What drew you to this project?
It was a great chance to play a type of character I had not been asked to portray before. I’d never done a police procedural or been part of a team before, so Annika was a really good challenge for me. It was also a chance to work with an amazing cast. Nick’s [Nick Walker] scripts were wonderful, too.
What distinguishes his writing?
I didn’t want to do something too sweet and sugary – that would have been a bit boring. But Nick’s scripts are
intriguing. They’re quite hard-hitting, dark and gritty, but at the same time, they are light and warm.
Talk us through your character.
Tyrone is seriously dedicated and loyal, but he’s not a very good team player. He also doesn’t have what Annika has – that ability to stand back and take stock.
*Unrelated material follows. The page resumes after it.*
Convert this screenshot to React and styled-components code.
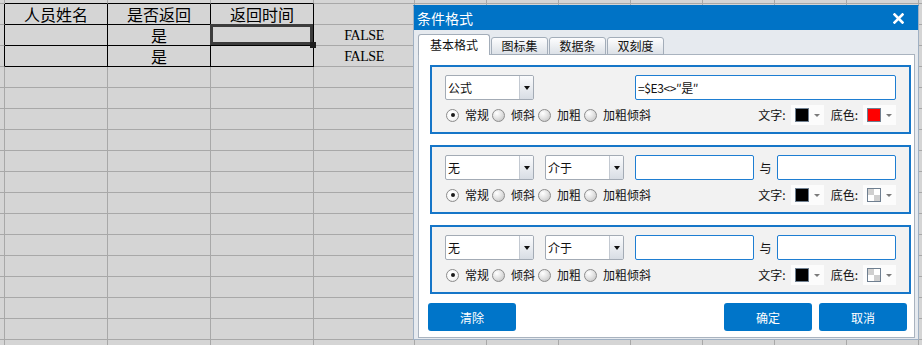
import React from 'react';
import styled, { createGlobalStyle, css } from 'styled-components';

const GlobalStyle = createGlobalStyle`
  html, body { margin: 0; padding: 0; }
  body {
    width: 922px; height: 345px; overflow: hidden; background: #d5d5d5;
    font-family: "Noto Sans CJK SC", "Noto Sans", sans-serif;
  }
  * { box-sizing: border-box; }
`;

const Screen = styled.div`
  position: relative;
  width: 922px;
  height: 345px;
  overflow: hidden;
  background: #d5d5d5;
`;

/* ---------- spreadsheet ---------- */
const COLS = [5, 103, 103, 103, 101, 72, 72, 72, 72, 72, 72, 72, 72];
const ROW_COUNT = 18;

const Sheet = styled.div`
  display: grid;
  grid-template-columns: ${COLS.map((c) => c + 'px').join(' ')};
  grid-template-rows: 4px;
  grid-auto-rows: 21px;
`;

const Cell = styled.div`
  position: relative;
  display: flex;
  align-items: center;
  justify-content: center;
  border-right: 1px solid ${(p) => (p.$edgeR ? '#000' : '#a8a8a8')};
  border-bottom: 1px solid ${(p) => (p.$edgeB ? '#000' : '#a8a8a8')};
  font-family: "Noto Sans CJK SC", sans-serif;
  font-size: 16px;
  line-height: 1;
  color: #000;
  ${(p) =>
    p.$selected &&
    css`
      z-index: 1;
      &::after {
        content: '';
        position: absolute;
        left: -1px;
        top: -1px;
        right: 0;
        bottom: 0;
        border: 3px solid #3c3c3c;
      }
      &::before {
        content: '';
        position: absolute;
        right: -3px;
        bottom: -3px;
        width: 6px;
        height: 6px;
        background: #1e1e1e;
        z-index: 2;
      }
    `}
`;

const BoolText = styled.span`
  font-family: "Liberation Serif", serif;
  font-size: 14px;
  letter-spacing: -0.4px;
  margin-top: 1px;
`;

const SHEET_TEXT = {
  '1-1': '人员姓名',
  '1-2': '是否返回',
  '1-3': '返回时间',
  '2-2': '是',
  '3-2': '是',
};
const BOOL_CELLS = { '2-4': 'FALSE', '3-4': 'FALSE' };

function Spreadsheet() {
  const cells = [];
  for (let r = 0; r < ROW_COUNT; r++) {
    for (let c = 0; c < COLS.length; c++) {
      const key = `${r}-${c}`;
      const edgeR = r >= 1 && r <= 3 && c <= 3;
      const edgeB = c >= 1 && c <= 3 && r <= 3;
      cells.push(
        <Cell key={key} $edgeR={edgeR} $edgeB={edgeB} $selected={key === '2-3'}>
          {SHEET_TEXT[key]}
          {BOOL_CELLS[key] && <BoolText>{BOOL_CELLS[key]}</BoolText>}
        </Cell>
      );
    }
  }
  return <Sheet>{cells}</Sheet>;
}

/* ---------- dialog ---------- */
const Dialog = styled.div`
  position: absolute;
  left: 413px;
  top: 5px;
  width: 506px;
  height: 335px;
  display: flex;
  flex-direction: column;
  background: #e6eaef;
  border: 1px solid #9fb0c3;
  border-top-color: #0073c6;
`;

const TitleBar = styled.div`
  height: 24px;
  flex: none;
  display: flex;
  align-items: center;
  justify-content: space-between;
  padding: 0 14px 0 3px;
  background: #0073c6;
  color: #fff;
  font-size: 14px;
`;

const TitleText = styled.span`
  line-height: 1;
  margin-top: -1px;
`;

const TabStrip = styled.div`
  height: 25px;
  flex: none;
  display: flex;
  align-items: flex-end;
  padding-left: 4px;
  margin-bottom: -1px;
`;

const Tab = styled.div`
  position: relative;
  z-index: 1;
  display: flex;
  align-items: center;
  justify-content: center;
  margin-left: ${(p) => (p.$first ? 0 : 1)}px;
  width: ${(p) => (p.$active ? 72 : 57)}px;
  height: ${(p) => (p.$active ? 21 : 18)}px;
  border: 1px solid #a3adb9;
  border-bottom: ${(p) => (p.$active ? 'none' : '1px solid #a3adb9')};
  border-radius: 3px 3px 0 0;
  background: ${(p) => (p.$active ? '#fff' : 'linear-gradient(#fdfdfe, #dce1e7)')};
  font-size: 12px;
  line-height: 1;
  color: #111;
  padding-bottom: ${(p) => (p.$active ? 0 : 1)}px;
`;

const Panel = styled.div`
  flex: 1;
  margin: 0 3px 1px 4px;
  background: #fff;
  border: 1px solid #a9b3bf;
  display: flex;
  flex-direction: column;
  padding-top: 10px;
`;

const Sections = styled.div`
  display: flex;
  flex-direction: column;
  gap: 11px;
  padding-left: 11px;
`;

const Section = styled.div`
  width: 481px;
  height: 69px;
  border: 2px solid #1676c8;
  background: #f2f2f2;
  padding: 8px 13px 0 13px;
`;

const FieldRow = styled.div`
  display: grid;
  grid-template-columns: 89px 11px 79px 11px 119px 23px 119px;
  height: 25px;
`;

const SelectBox = styled.div`
  grid-column: ${(p) => p.$col};
  display: flex;
  height: 25px;
  background: #fff;
  border: 1px solid #a3abb5;
  border-radius: 2px;
  overflow: hidden;
`;

const SelectValue = styled.span`
  flex: 1;
  display: flex;
  align-items: center;
  padding-left: 2px;
  font-size: 12px;
  color: #111;
`;

const DropButton = styled.span`
  width: 14px;
  flex: none;
  display: flex;
  align-items: center;
  justify-content: center;
  border-left: 1px solid #c3c9d1;
  background: linear-gradient(#fbfcfd, #d8dde4);
  &::after {
    content: '';
    border-left: 3.5px solid transparent;
    border-right: 3.5px solid transparent;
    border-top: 4px solid #111;
  }
`;

const TextBox = styled.input`
  grid-column: ${(p) => p.$col};
  height: 25px;
  min-width: 0;
  margin: 0;
  padding: 0 2px;
  background: #fff;
  border: 1px solid #1e7ed2;
  border-radius: 2px;
  outline: none;
  font-family: "Noto Sans CJK SC", sans-serif;
  font-size: 12px;
  letter-spacing: -0.4px;
  color: #111;
`;

const AndText = styled.span`
  grid-column: 6;
  display: flex;
  align-items: center;
  justify-content: center;
  font-size: 12px;
  color: #111;
`;

const OptionRow = styled.div`
  margin-top: 5px;
  height: 20px;
  display: flex;
  align-items: center;
  justify-content: space-between;
`;

const RadioGroup = styled.div`
  display: flex;
  align-items: center;
  gap: 3px;
  margin-left: 1px;
`;

const RadioItem = styled.label`
  display: flex;
  align-items: center;
  gap: 6px;
  font-size: 12px;
  line-height: 1;
  color: #111;
`;

const RadioDot = styled.span`
  position: relative;
  width: 13px;
  height: 13px;
  flex: none;
  border-radius: 50%;
  border: 1px solid #8d8d8d;
  background: ${(p) =>
    p.$checked
      ? 'radial-gradient(circle at 40% 35%, #ffffff 0, #f6f6f6 60%, #dcdcdc 100%)'
      : 'radial-gradient(circle at 35% 30%, #ffffff 0, #e4e4e4 45%, #bdbdbd 100%)'};
  ${(p) =>
    p.$checked &&
    css`
      &::after {
        content: '';
        position: absolute;
        left: 3.5px;
        top: 3.5px;
        width: 4px;
        height: 4px;
        border-radius: 50%;
        background: #1a1a1a;
      }
    `}
`;

const ColorGroup = styled.div`
  display: flex;
  align-items: center;
`;

const ColorLabel = styled.span`
  font-size: 12px;
  line-height: 1;
  color: #111;
  margin: 0 5px 0 ${(p) => (p.$gap ? 7 : 0)}px;
`;

const SwatchButton = styled.span`
  width: 33px;
  height: 20px;
  display: flex;
  align-items: center;
  padding-left: 4px;
  background: #fcfcfc;
  &::after {
    content: '';
    margin-left: 5px;
    border-left: 3px solid transparent;
    border-right: 3px solid transparent;
    border-top: 3.5px solid #7a7a7a;
  }
`;

const Swatch = styled.span`
  width: 14px;
  height: 14px;
  border: 1px solid #6f7f90;
  background: ${(p) =>
    p.$color
      ? p.$color
      : 'conic-gradient(#ffffff 0 25%, #cfcfcf 0 50%, #ffffff 0 75%, #cfcfcf 0)'};
`;

const ButtonRow = styled.div`
  display: flex;
  gap: 7px;
  margin-top: 9px;
  padding: 0 7px 0 9px;
`;

const ActionButton = styled.button`
  width: 88px;
  height: 28px;
  margin: 0 ${(p) => (p.$push ? 'auto' : '0')} 0 0;
  padding: 0;
  border: none;
  border-radius: 3px;
  background: #0075c9;
  color: #fff;
  font-family: "Noto Sans CJK SC", sans-serif;
  font-size: 12px;
`;

function CloseIcon() {
  return (
    <svg width="11" height="11" viewBox="0 0 11 11">
      <path d="M1.5 1.5 L9.5 9.5 M9.5 1.5 L1.5 9.5" stroke="#fff" strokeWidth="2.6" strokeLinecap="square" />
    </svg>
  );
}

function Select({ col, value }) {
  return (
    <SelectBox $col={col}>
      <SelectValue>{value}</SelectValue>
      <DropButton />
    </SelectBox>
  );
}

const STYLES = ['常规', '倾斜', '加粗', '加粗倾斜'];

function Options({ bg }) {
  return (
    <OptionRow>
      <RadioGroup>
        {STYLES.map((s, i) => (
          <RadioItem key={s}>
            <RadioDot $checked={i === 0} />
            {s}
          </RadioItem>
        ))}
      </RadioGroup>
      <ColorGroup>
        <ColorLabel>文字:</ColorLabel>
        <SwatchButton>
          <Swatch $color="#000" />
        </SwatchButton>
        <ColorLabel $gap>底色:</ColorLabel>
        <SwatchButton>
          <Swatch $color={bg} />
        </SwatchButton>
      </ColorGroup>
    </OptionRow>
  );
}

function RangeSection() {
  return (
    <Section>
      <FieldRow>
        <Select col="1" value="无" />
        <Select col="3" value="介于" />
        <TextBox $col="5" readOnly defaultValue="" />
        <AndText>与</AndText>
        <TextBox $col="7" readOnly defaultValue="" />
      </FieldRow>
      <Options />
    </Section>
  );
}

export default function App() {
  return (
    <Screen>
      <GlobalStyle />
      <Spreadsheet />
      <Dialog>
        <TitleBar>
          <TitleText>条件格式</TitleText>
          <CloseIcon />
        </TitleBar>
        <TabStrip>
          <Tab $active $first>基本格式</Tab>
          <Tab>图标集</Tab>
          <Tab>数据条</Tab>
          <Tab>双刻度</Tab>
        </TabStrip>
        <Panel>
          <Sections>
            <Section>
              <FieldRow>
                <Select col="1" value="公式" />
                <TextBox $col="5 / span 3" readOnly defaultValue={'=$E3<>\u2033是\u2033'} />
              </FieldRow>
              <Options bg="#ff0000" />
            </Section>
            <RangeSection />
            <RangeSection />
          </Sections>
          <ButtonRow>
            <ActionButton $push>清除</ActionButton>
            <ActionButton>确定</ActionButton>
            <ActionButton>取消</ActionButton>
          </ButtonRow>
        </Panel>
      </Dialog>
    </Screen>
  );
}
As soon as Tyrone smells blood, he says, “let’s go!” That has its pros, but at times it causes him to run off on his own.
Does he pick things up from Annika [Nicola Walker]?
Yes. He learns a lot from her. She forgives him rather than shouts at him. Because she has such great experience in the role, she teaches him perspective. Tyrone learns from Annika that there is more than one way to achieve results. Going in all guns blazing is not always the best way. He also learns not to be so hard on himself. He thinks he should get it right all the time. That’s one of his faults – he is too unforgiving of himself.
Did you benefit from working with Nicola?
Absolutely. I learned so much from her. It’s hard not to. She is so experienced and such a great leader. She’s number one on the call sheet, and everyone takes their cue from her about how to treat other people. On other jobs, if the number one on the call sheet does not always set a good example, then everything else falls apart. Nicola is the alpha in this and sets a brilliant example. It’s great to see someone with such poise and control. The way she handled herself was terrific to watch.
What were the challenges of filming during the pandemic?
We had to have two Covid tests a week and wear our masks everywhere, apart from during a take. I’m afraid I lost 15 masks during the shoot!
Did that adversity help to bring people together?
Yes. We were all in the same boat and under the same duress. That unified us. We had a common enemy in the germ. That heightened the sense of camaraderie.
In one scene, you had to jump into the icy Loch Lomond. What was that like?
I loved it! There is a strange part of me that enjoys things like that! Jumping into a freezing cold loch is something I’d never have done if it weren’t for this job. Even though it was so cold I couldn’t feel my lungs, it was really exhilarating. When I got out, my adrenaline was pumping, and I felt like I was so alive. All my synapses were firing, and my brain was going at a hundred miles an hour.